Now, however, the Centers for Disease Control is advising the elderly, as well as those groups with underlying medical conditions, to “avoid crowds” and, further, to “stay home as much as possible” should there be an outbreak in their communities. The agency says the elderly are twice as likely to develop a serious diseases if they catch the coronavirus.
The directive was quietly posted on the CDC’s website late last week, just as The Way Back and Emma were opening nationwide. It is the first occasion the U.S. government has suggested that any segment of the population limit their contact because of the coronavirus.
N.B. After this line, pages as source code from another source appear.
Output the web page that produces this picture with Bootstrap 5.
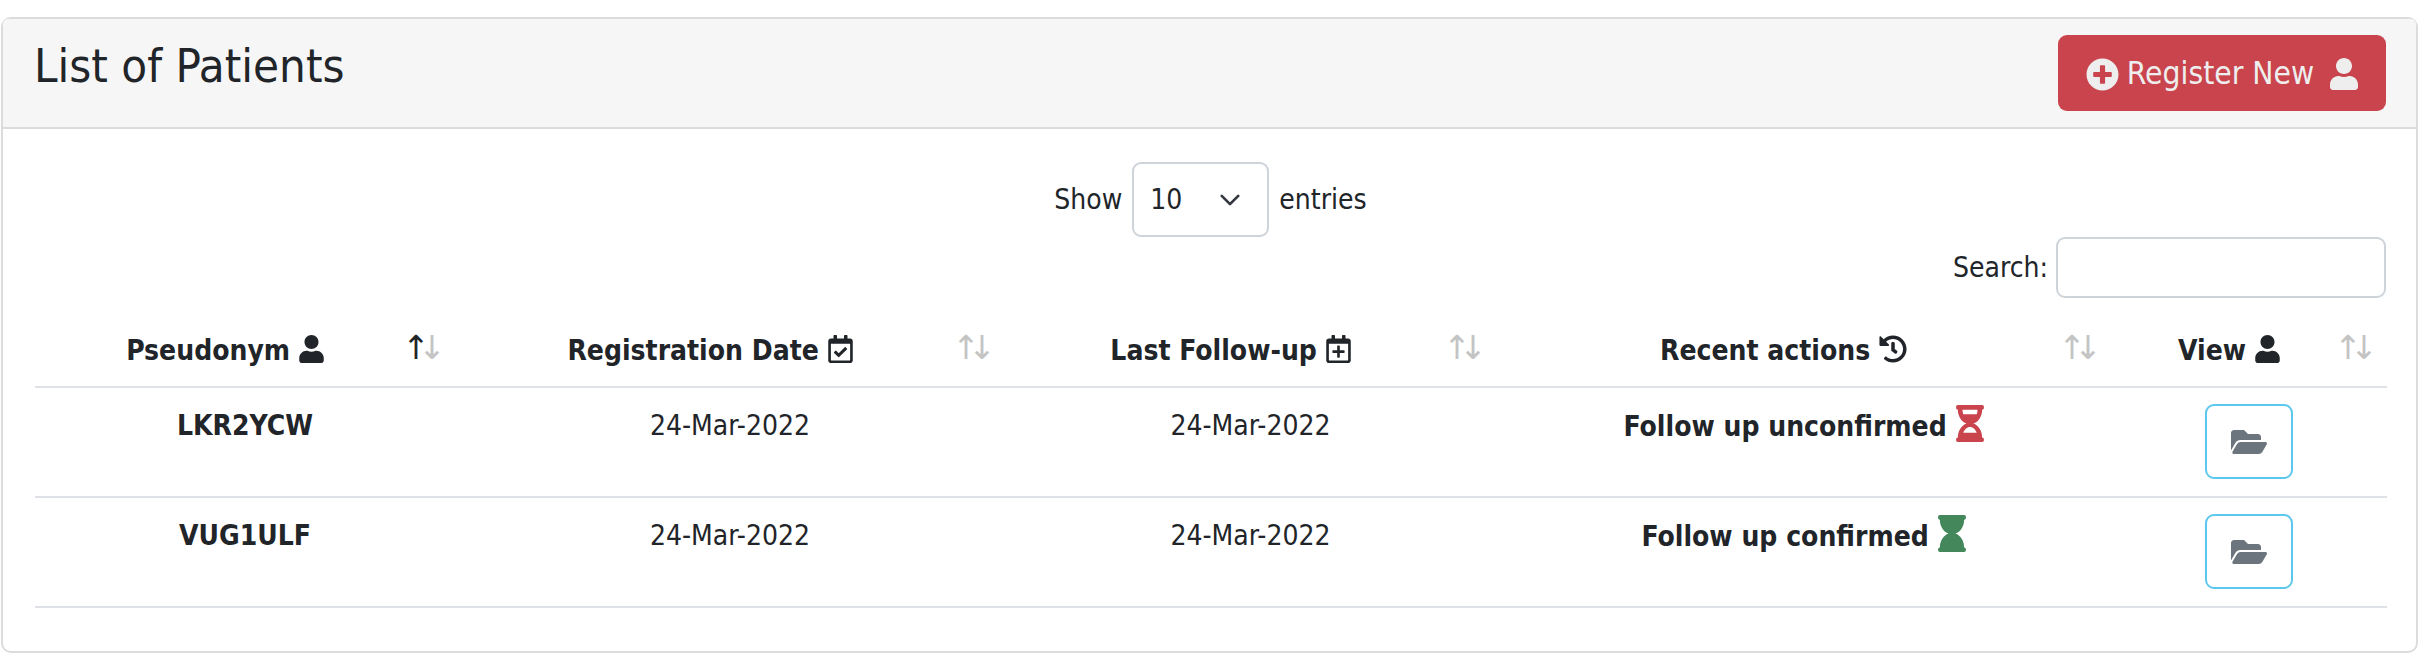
<!DOCTYPE html>
<html lang="en">
<head>
    <meta charset="UTF-8">
    <meta name="viewport" content="width=device-width, initial-scale=1.0">
    <title>List of Patients</title>
    <link href="https://cdn.jsdelivr.net/npm/bootstrap@5.3.0/dist/css/bootstrap.min.css" rel="stylesheet">
    <style>
        body { font-family: "DejaVu Sans Condensed", "DejaVu Sans", sans-serif; font-size: 28px; color: #212529; background: #fff; }
        .patients-card { margin: 17px 14px 0 1px; border: 2px solid #dcdcdc; border-radius: 10px; height: 636px; }
        .patients-head { background: #f6f6f6; border-bottom: 2px solid #dcdcdc; padding: 16px 30px 15px 31px; border-radius: 8px 8px 0 0; height: 110px; }
        .patients-head h3 { font-size: 47px; font-weight: 400; line-height: 56px; margin: 3px 0 0; }
        .btn-register { background: #c9444d; border: 0; border-radius: 9px; color: #eee; font-size: 31.5px; width: 328px; height: 76px; padding: 2px 0 0; }
        .btn-register:hover { background: #c9444d; color: #eee; }
        .patients-body { padding: 33px 30px 0 32px; }
        .len-row { gap: 10px; }
        .len-select { width: 137px; height: 75px; font-size: 28px; border: 2px solid #ced4da; border-radius: 9px; padding: 0 16px; background-size: 30px 22px; background-position: right 22px center; color: #212529; }
        .search-box { width: 330px; height: 61px; border: 2px solid #ced4da; border-radius: 9px; }
        .patients-table { table-layout: fixed; width: 100%; margin: 0; }
        .patients-table th, .patients-table td { border-bottom: 2px solid #dee2e6; text-align: center; color: #212529; }
        .patients-table th { position: relative; padding: 35px 40px 17px 0; line-height: 36px; font-weight: 700; }
        .patients-table td { height: 110px; vertical-align: top; line-height: 42px; padding: 17px 0 0; }
        .patients-table th::before, .patients-table th::after { position: absolute; bottom: 20px; font-family: "DejaVu Sans", sans-serif; font-weight: 400; font-size: 33px; line-height: 36px; color: #c4c4c4; }
        .patients-table th::before { content: "\2191"; right: 25px; }
        .patients-table th::after { content: "\2193"; right: 9px; }
        .patients-table th.sort-asc::before { color: #212529; }
        .col-a { width: 420px; }
        .col-b { width: 550px; }
        .col-c { width: 491px; }
        .col-d { width: 615px; }
        .col-e { width: 276px; }
        .ico { fill: currentColor; display: inline-block; }
        .ico-th { width: 25px; height: 28px; vertical-align: -3px; }
        .ico-hist { width: 28px; height: 28px; vertical-align: -3px; }
        .ico-glass { width: 28px; height: 37px; vertical-align: -6px; }
        .ico-plus { width: 33px; height: 33px; }
        .ico-user { width: 28px; height: 32px; }
        .ico-folder { width: 36px; height: 32px; color: #6c757d; }
        .btn-view { width: 88px; height: 75px; border: 2px solid #5cc8ee; border-radius: 9px; padding: 0; background: #fff; display: block; margin: -1px auto 0; }
        .btn-view:hover { border-color: #5cc8ee; background: #fff; }
        .c-red { color: #c9444d; }
        .c-green { color: #43875a; }
    </style>
</head>
<body>
    <svg class="d-none">
        <symbol id="i-user" viewBox="0 0 448 512"><path d="M224 256c70.7 0 128-57.3 128-128S294.7 0 224 0 96 57.3 96 128s57.3 128 128 128zm89.6 32h-16.7c-22.2 10.2-46.9 16-72.9 16s-50.6-5.8-72.9-16h-16.7C60.2 288 0 348.2 0 422.4V464c0 26.5 21.5 48 48 48h352c26.5 0 48-21.5 48-48v-41.6c0-74.2-60.2-134.4-134.4-134.4z"/></symbol>
        <symbol id="i-plus" viewBox="0 0 512 512"><path d="M256 8C119 8 8 119 8 256s111 248 248 248 248-111 248-248S393 8 256 8zm144 276c0 6.6-5.4 12-12 12h-92v92c0 6.6-5.4 12-12 12h-56c-6.6 0-12-5.4-12-12v-92h-92c-6.6 0-12-5.4-12-12v-56c0-6.6 5.4-12 12-12h92v-92c0-6.6 5.4-12 12-12h56c6.6 0 12 5.4 12 12v92h92c6.6 0 12 5.4 12 12v56z"/></symbol>
        <symbol id="i-folder" viewBox="0 0 576 512"><path d="M572.694 292.093L500.27 416.248A63.997 63.997 0 0 1 444.989 448H45.025c-18.523 0-30.064-20.093-20.731-36.093l72.424-124.155A64 64 0 0 1 152 256h399.964c18.523 0 30.064 20.093 20.73 36.093zM152 224h328v-48c0-26.51-21.49-48-48-48H272l-64-64H48C21.49 64 0 85.49 0 112v278.046l69.077-118.418C86.214 242.25 117.989 224 152 224z"/></symbol>
        <symbol id="i-glass-solid" viewBox="0 0 384 512"><path d="M360 64c13.255 0 24-10.745 24-24V24c0-13.255-10.745-24-24-24H24C10.745 0 0 10.745 0 24v16c0 13.255 10.745 24 24 24 0 90.965 51.016 167.734 120.842 192C75.016 280.266 24 357.035 24 448c-13.255 0-24 10.745-24 24v16c0 13.255 10.745 24 24 24h336c13.255 0 24-10.745 24-24v-16c0-13.255-10.745-24-24-24 0-90.965-51.016-167.734-120.842-192C308.984 231.734 360 154.965 360 64z"/></symbol>
        <symbol id="i-glass-half" viewBox="0 0 384 512"><path d="M360 0H24C10.745 0 0 10.745 0 24v16c0 13.255 10.745 24 24 24 0 90.965 51.016 167.734 120.842 192C75.016 280.266 24 357.035 24 448c-13.255 0-24 10.745-24 24v16c0 13.255 10.745 24 24 24h336c13.255 0 24-10.745 24-24v-16c0-13.255-10.745-24-24-24 0-90.965-51.016-167.734-120.842-192C308.984 231.734 360 154.965 360 64c13.255 0 24-10.745 24-24V24c0-13.255-10.745-24-24-24zm-75.078 384H99.08c17.059-46.797 52.096-80 92.92-80 40.821 0 75.862 33.196 92.922 80zm.019-256H99.078C91.988 108.548 88 86.748 88 64h208c0 22.805-3.987 44.587-11.059 64z"/></symbol>
        <symbol id="i-cal-check" viewBox="0 0 448 512"><path d="M400 64h-48V12c0-6.627-5.373-12-12-12h-40c-6.627 0-12 5.373-12 12v52H160V12c0-6.627-5.373-12-12-12h-40c-6.627 0-12 5.373-12 12v52H48C21.49 64 0 85.49 0 112v352c0 26.51 21.49 48 48 48h352c26.51 0 48-21.49 48-48V112c0-26.51-21.49-48-48-48zm-6 400H54a6 6 0 0 1-6-6V160h352v298a6 6 0 0 1-6 6zm-52.849-200.65L198.842 404.519c-4.705 4.667-12.303 4.637-16.971-.068l-75.091-75.699c-4.667-4.705-4.637-12.303.068-16.971l22.719-22.536c4.705-4.667 12.303-4.637 16.97.069l44.104 44.461 111.072-110.181c4.705-4.667 12.303-4.637 16.971.068l22.536 22.718c4.667 4.705 4.636 12.303-.069 16.97z"/></symbol>
        <symbol id="i-cal-plus" viewBox="0 0 448 512"><path d="M336 292v24c0 6.6-5.4 12-12 12h-76v76c0 6.6-5.4 12-12 12h-24c-6.6 0-12-5.4-12-12v-76h-76c-6.6 0-12-5.4-12-12v-24c0-6.6 5.4-12 12-12h76v-76c0-6.6 5.4-12 12-12h24c6.6 0 12 5.4 12 12v76h76c6.6 0 12 5.4 12 12zm112-180v352c0 26.5-21.5 48-48 48H48c-26.5 0-48-21.5-48-48V112c0-26.5 21.5-48 48-48h48V12c0-6.6 5.4-12 12-12h40c6.6 0 12 5.4 12 12v52h128V12c0-6.6 5.4-12 12-12h40c6.6 0 12 5.4 12 12v52h48c26.5 0 48 21.5 48 48zm-48 346V160H48v298c0 3.3 2.7 6 6 6h340c3.3 0 6-2.7 6-6z"/></symbol>
        <symbol id="i-history" viewBox="0 0 512 512"><path d="M504 255.531c.253 136.64-111.18 248.372-247.82 248.468-59.015.042-113.223-20.53-155.822-54.911-11.077-8.94-11.905-25.541-1.839-35.607l11.267-11.267c8.609-8.609 22.353-9.551 31.891-1.984C173.062 425.135 212.781 440 256 440c101.705 0 184-82.311 184-184 0-101.705-82.311-184-184-184-48.814 0-93.149 18.969-126.068 49.932l50.754 50.754c10.08 10.08 2.941 27.314-11.313 27.314H24c-8.837 0-16-7.163-16-16V38.627c0-14.254 17.234-21.393 27.314-11.314l49.372 49.372C129.209 34.136 189.552 8 256 8c136.81 0 247.747 110.78 248 247.531zm-180.912 78.784l9.823-12.63c8.138-10.463 6.253-25.542-4.21-33.679L288 256.349V152c0-13.255-10.745-24-24-24h-16c-13.255 0-24 10.745-24 24v135.651l65.409 50.874c10.463 8.137 25.541 6.253 33.679-4.21z"/></symbol>
    </svg>

    <div class="card patients-card">
        <div class="card-header patients-head d-flex justify-content-between align-items-start">
            <h3>List of Patients</h3>
            <a href="#" class="btn btn-register d-flex align-items-center justify-content-center gap-2">
                <svg class="ico ico-plus"><use href="#i-plus"/></svg>
                <span>Register New</span>
                <svg class="ico ico-user ms-2"><use href="#i-user"/></svg>
            </a>
        </div>
        <div class="card-body patients-body">
            <div class="d-flex justify-content-center align-items-center len-row">
                <label for="lenSelect">Show</label>
                <select id="lenSelect" class="form-select len-select">
                    <option>10</option>
                    <option>25</option>
                    <option>50</option>
                </select>
                <span>entries</span>
            </div>
            <div class="d-flex justify-content-end align-items-center gap-2">
                <label for="searchBox">Search:</label>
                <input id="searchBox" type="search" class="form-control search-box">
            </div>
            <table class="table patients-table">
                <colgroup>
                    <col class="col-a"><col class="col-b"><col class="col-c"><col class="col-d"><col class="col-e">
                </colgroup>
                <thead>
                    <tr>
                        <th class="sort-asc">Pseudonym <svg class="ico ico-th"><use href="#i-user"/></svg></th>
                        <th>Registration Date <svg class="ico ico-th"><use href="#i-cal-check"/></svg></th>
                        <th>Last Follow-up <svg class="ico ico-th"><use href="#i-cal-plus"/></svg></th>
                        <th>Recent actions <svg class="ico ico-hist"><use href="#i-history"/></svg></th>
                        <th>View <svg class="ico ico-th"><use href="#i-user"/></svg></th>
                    </tr>
                </thead>
                <tbody id="patientRows"></tbody>
            </table>
        </div>
    </div>

    <script src="https://cdn.jsdelivr.net/npm/bootstrap@5.3.0/dist/js/bootstrap.bundle.min.js"></script>
    <script>
        // Rows of the patient table
        const patients = [
            { code: 'LKR2YCW', date: '24-Mar-2022', last: '24-Mar-2022', action: 'Follow up unconfirmed', glass: 'i-glass-half', tone: 'c-red' },
            { code: 'VUG1ULF', date: '24-Mar-2022', last: '24-Mar-2022', action: 'Follow up confirmed', glass: 'i-glass-solid', tone: 'c-green' }
        ];
        let html = '';
        patients.forEach(p => {
            html += `
                <tr>
                    <td class="fw-bold">${p.code}</td>
                    <td>${p.date}</td>
                    <td>${p.last}</td>
                    <td class="fw-bold">${p.action} <svg class="ico ico-glass ${p.tone}"><use href="#${p.glass}"/></svg></td>
                    <td><button class="btn btn-view" aria-label="View"><svg class="ico ico-folder"><use href="#i-folder"/></svg></button></td>
                </tr>
            `;
        });
        document.getElementById('patientRows').innerHTML = html;
    </script>
</body>
</html>
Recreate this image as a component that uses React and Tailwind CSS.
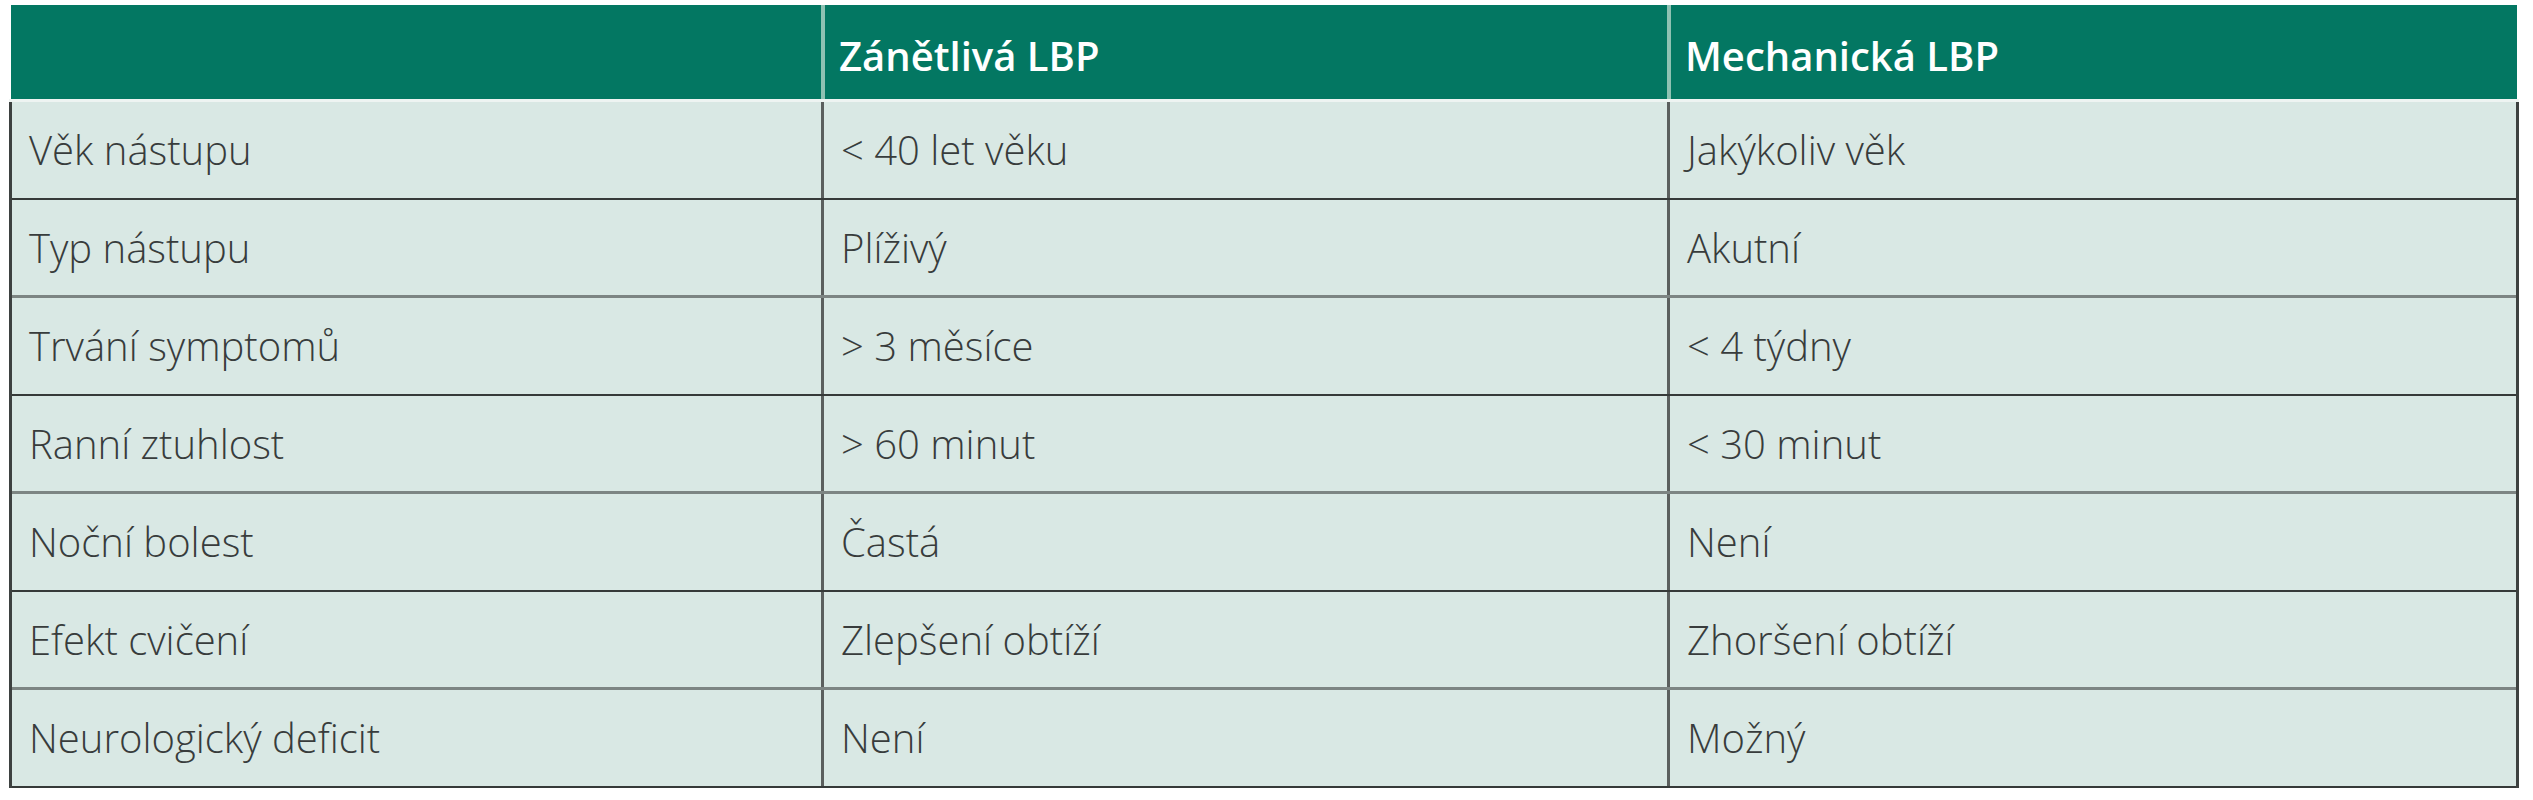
const rows = [
  ["Věk nástupu", "< 40 let věku", "Jakýkoliv věk"],
  ["Typ nástupu", "Plíživý", "Akutní"],
  ["Trvání symptomů", "> 3 měsíce", "< 4 týdny"],
  ["Ranní ztuhlost", "> 60 minut", "< 30 minut"],
  ["Noční bolest", "Častá", "Není"],
  ["Efekt cvičení", "Zlepšení obtíží", "Zhoršení obtíží"],
  ["Neurologický deficit", "Není", "Možný"],
]

const Row = ({ cells, index }) => {
  // lines in the scan alternate between thin dark and thicker grey
  const line =
    index % 2 === 0
      ? "border-b-2 border-[#363a39]"
      : "border-b-[3px] border-[#7d8583]"
  return (
    <div className={`grid grid-cols-[812px_846px_1fr] h-[98px] ${line}`}>
      {cells.map((c, i) => (
        <div
          key={i}
          className={`flex items-center pl-[17px] ${
            i < 2 ? "border-r-[3px] border-[#5b5f5e]" : ""
          }`}
        >
          {c}
        </div>
      ))}
    </div>
  )
}

export default function App() {
  return (
    <div className="min-h-screen bg-white pt-[5px] pl-[9px] font-['Open_Sans',sans-serif]">
      <div className="w-[2510px]">
        <div className="ml-[2px] mr-[2px] grid grid-cols-[814px_846px_1fr] h-[94px] bg-[#037762] text-white text-[40px] font-semibold">
          <div className="border-r-4 border-[#8fc2b3]" />
          <div className="flex items-center pl-[14px] pt-[8px] border-r-4 border-[#8fc2b3]">
            Zánětlivá LBP
          </div>
          <div className="flex items-center pl-[14px] pt-[8px]">Mechanická LBP</div>
        </div>
        <div className="h-[3px] bg-[#eef4f2]" />
        <div className="bg-[#d9e8e4] border-x-[3px] border-[#3d4140] text-[40px] font-light text-[#383c3c]">
          {rows.map((r, i) => (
            <Row key={i} cells={r} index={i} />
          ))}
        </div>
      </div>
    </div>
  )
}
“Avoid crowds, especially in poorly ventilated spaces. Your risk of exposure to respiratory viruses like COVID-19 may increase in crowded, closed-in settings with little air circulation if there are people in the crowd who are sick,” states the CDC directive.
Across Hollywood, the CDC notice was circulated internally at the studios, which are bracing for a likely downturn in moviegoing in the weeks ahead. No theaters are presently closed in North America, unlike in China, Italy and parts of South Korea.
The CDC doesn’t define elderly populations by age group, but some experts consulting with the health agency say those over 60 should avoid going places where there are large concentrations of people, whether movie theaters, shopping malls, family gatherings or religious services (cruise ships are at the top of the list). They also note that those in their 70s and 80s are even more vulnerable.
The Way Back and Emma both opened in line with expectations — or an estimated $8.2 million and $7 million, respectively — making it difficult to determine whether the CDC advisory had any immediate impact, although 1917 and Little Women fell more than many holdovers.
Nor was there rampant evidence that the overall box office took a major hit in North of America because of general coronavirus worries. Pixar and Disney’s family animated offering Onward topped the chart with an estimated $39 million to $40 million. While that’s among the lowest starts ever for the Pixar brand, analysts say a review of various locales doesn’t show a dramatic downturn in moviegoing, an indication that the film itself had challenges.
“I’m not sure the theatrical business has been hit much yet. However, if the contagion factor ramps up in weeks to come, no doubt any event that caters to large groups of people in close proximity will take a hit,” says Jeff Bock of Exhibitor Relations. “That’s why it’s no surprise to see many distributors acting in a proactive manner and moving their films towards what will hopefully be less turbulent times.”
Movies that have pushed back their releases in recent days include the James Bond installment No Time to Die starring Daniel Craig and the World War II drama Greyhound starring Tom Hanks.
The impact of COVID-19 is more clearly being felt overseas. Onward came in well behind projections with an underwhelming $28 million from its first 47 territories for a global bow of $68 million. Analysts say parts of Europe underperformed by as much as 25 percent, while some Asian markets were pacing nearly 50 percent below normal (that doesn’t include countries where cinemas are closed).